The disadvantage to the single amp + filter scheme is that, to
the best of our knowledge, no other groups are using such a scheme.
There may be a reason (other than general stupidity) for this. Or there
may not be a reason.
iii) Rationale for the use of wide-angle sensors
The use of wide-angle sensors eliminates blind spots. In general, the
wide-angle sensors are also listed as being more sensitive. There is
some concern that they will not work or will be hard-to-obtain, since
very few (if any) other groups seem to use them. In fact, other groups
appear to go out of their way to limit the sensing angle of the sensors.

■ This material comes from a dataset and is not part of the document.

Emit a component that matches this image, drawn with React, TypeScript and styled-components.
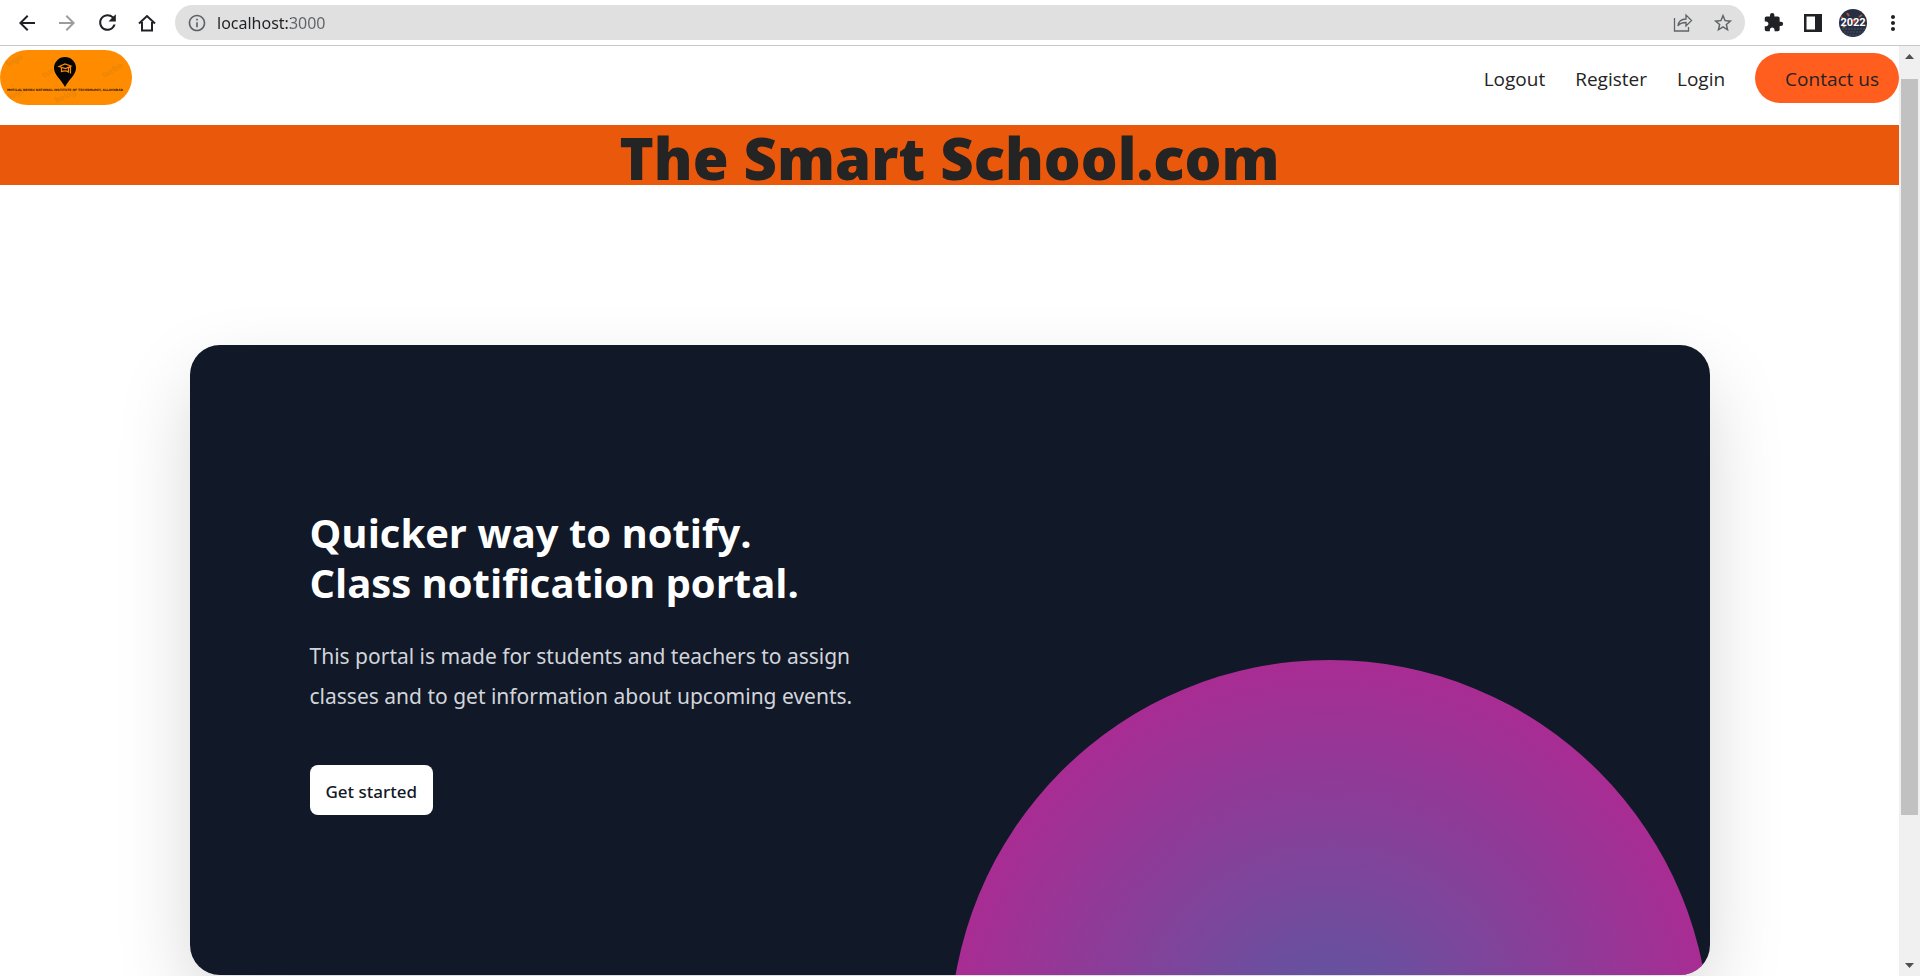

After much consideration of this, it was decided that a) we're not sure
why they do this, and b) we won't. Due to the cost of photosensors, we
will need to test our sensor system before investing too heavily into
it. The biggest mechanism of inertia preventing us from switching to
small-angle sensors if the wide- angle sensors do not work would be the
amount of time spent recalibrating the sensor circuits.
Mechanical Touch Sensors
These sensors go around the perimeter of the robot and detect when the
robot has struck an obstacle. The computer could intuit when we have
struck an obstacle based on whether or not the wheels are turning
(assuming they don't slip --- no-slip wheels are also important if we
try our push-obstacles-around tactic). Using the mechanical touch
sensors, however, a) provides redundency, b) provides an excuse to use
more input pins, c) saves the motors and interface circuitry from the
damage caused by a stall, and d) allows the computer to determine the
angle at which we struck an obstacle, provided there are a sufficient
number of these sensors around the robot. For the purposes of d), it
was decided that 10 or so sensors will divide each sensor into a 10cm
area for which it is responsible. This is not perfect, but will hopefully
suffice for the purposes of d).
Signature withheld by request of author.